Start producing HPC + smartphone chips locally -> crush TSMC and Mediatek

Everybody is heavily investing in new capacity...but nobody is doing it for the usual reasons.

1. US is investing to regain technological leadership and to cut its dependency on the very shaky Taiwan.

2. China is doing it to achieve technological independence from US and to neutralize its powerful weapon of tech bans

3. Taiwan is doing it in a desperate move to defend itself and to try to avoid US and China going away

4. Samsung is doing it....just because everybody is already doing it.

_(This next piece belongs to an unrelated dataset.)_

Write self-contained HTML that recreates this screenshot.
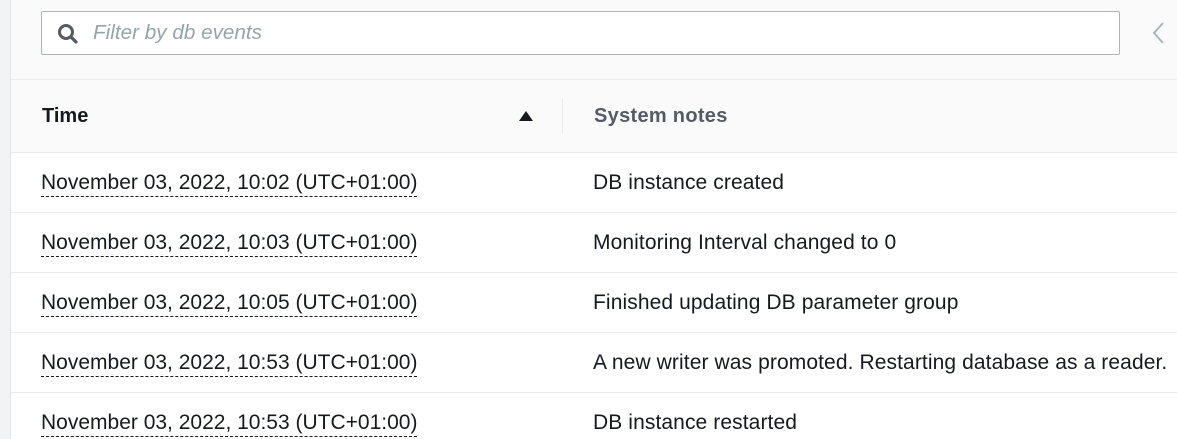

It is clear that a huge blood bath looms us on the horizon, 3-5 years down the road.
 

Han Patriot

Junior Member
Registered Member
a custom bitcoin mining chip that was made to spec is not as advanced as intel/apple chips!!! It must be Xi's fault.
how can china ever recover from this?
for indians, they can just shit on the street to cope. That's not an option for chinese, sadly. I don't think China can recover from this.
Exactly, how dare the Chinese achieve 7nm. If it's not fake, then it is not what it seems to be. Most likely a 'watered down' soupy version of 7nm. The latest controversy is how dare YMTC sell stuff to Apple, their Xstacking is not what it seems to be, these same exact words were used on the Xstacking tech 3 years back.
 

ansy1968

Brigadier
Registered Member
Everybody is heavily investing in new capacity...but nobody is doing it for the usual reasons.

1. US is investing to regain technological leadership and to cut its dependency on the very shaky Taiwan.

2. China is doing it to achieve technological independence from US and to neutralize its powerful weapon of tech bans

3. Taiwan is doing it in a desperate move to defend itself and to try to avoid US and China going away

4. Samsung is doing it....just because everybody is already doing it.

It is clear that a huge blood bath looms us on the horizon, 3-5 years down the road.
Bro Epic really epic especially 3 and 4, what about Europe the answer, none of the above, they become irrelevant...lol
 

Jiang ZeminFanboy

Senior Member
Registered Member
What is the percentage of the localization of semi-gear makers? I remember someone here made a count, but I forgot to save it, it was about 6% or 10% now I guess.